Tony Woodlief has written a thoughtful, and thought-provoking, opinion piece about why he and his spouse have chosen to homeschool their children. He writes, in part:
The reason we’ve broken with tradition, or perhaps reverted to a deeper tradition, is not because we oppose sex education, or because we think their egos are too tender for public schools. It’s because we can do a superior job of educating our children. We want to cultivate in them an intellectual breadth and curiosity that public schools no longer offer.
Somewhere there is now an indignant teacher typing an email to instruct me about his profession’s nobility. Perhaps some public schools educate children in multiple languages and musical instruments, have them reading classic literature by age seven, offer intensive studies of math, science, logic, and history, and coach them in public speaking and writing. The thing is, I don’t know where those schools are.
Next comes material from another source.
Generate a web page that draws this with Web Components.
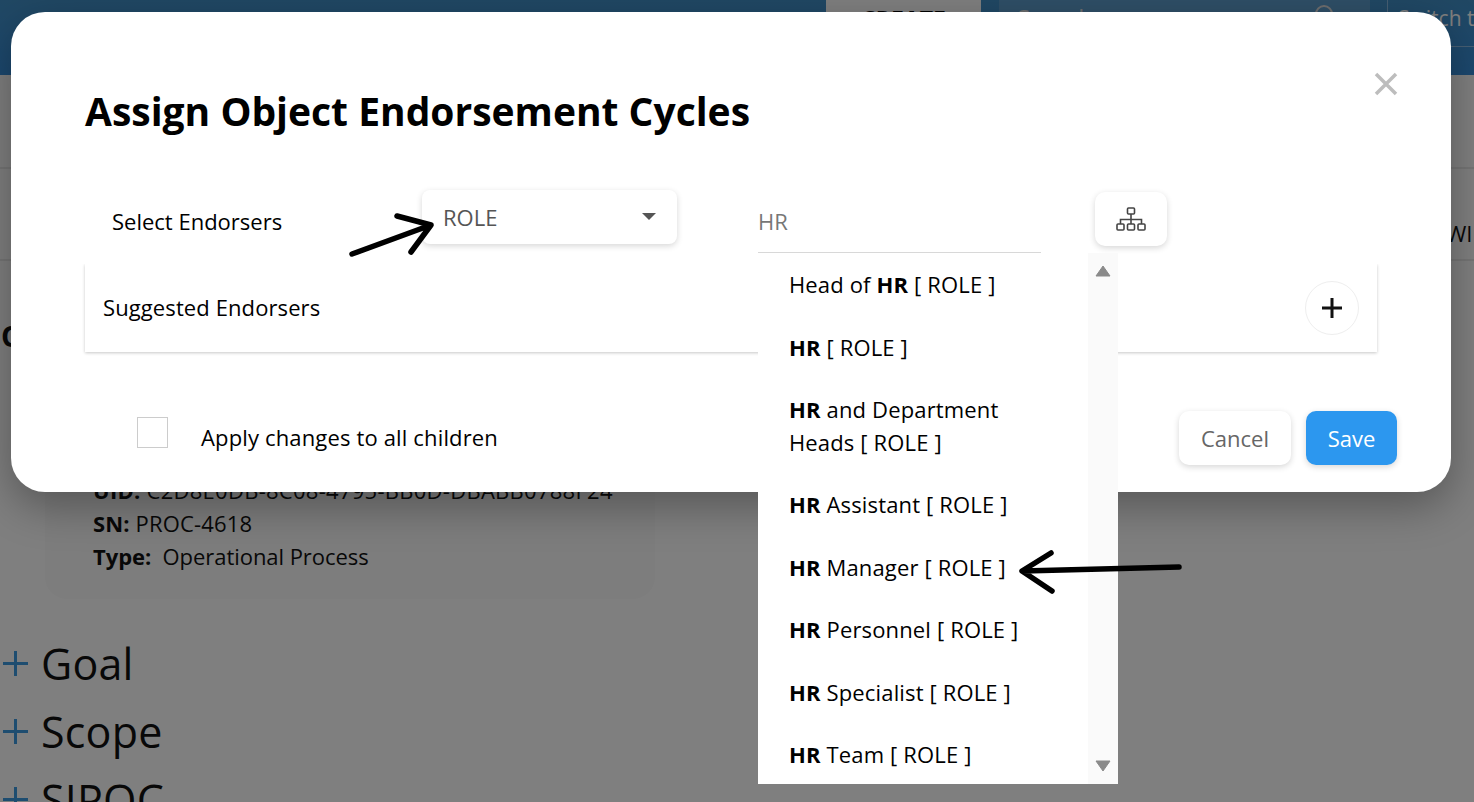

I think were I to have children, I’d want to do much the same thing. Not so much because my own K-12 experience was mostly horrendous, but because of the education I received from my over-educated, intellectually curious book-loving parents. They encouraged me, and provoked me, and fed my brain and mind, while most of the time I was, quite honestly, just parked in a holding pattern by well-meaning but over-worked teachers. (Granted, there were some exceptions: Mr. Muchnick, and Virgina Hall, to name two).
Had I stayed in high school, I would have graduated in 1980. My high school was, and is, one of the better ones in N.H., but I was essentially warehoused. I spent every spare moment in the library, and in the Keene Public Library, the tiny Westmoreland public library, the Brattleboro Public Library . . . not to mention reading pretty much everything else I got my eyes near, and being regularly “fed” books by my older siblings.
But, for a variety of reasons, despite some wonderful teachers, like Mr. Jobin, endlessly patient in French, I was invisible in high school; my guidance counselor told me that I wasn’t college material, and suggested I attend Colby Sawyer for a secretarial degree, where I could meet a nice young doctor from Dartmouth.
It’s much worse now, where “No child left behind” has frequently resulted in a cult of mediocrity.
Go read what Woodlief has to say. He makes a lot of sense.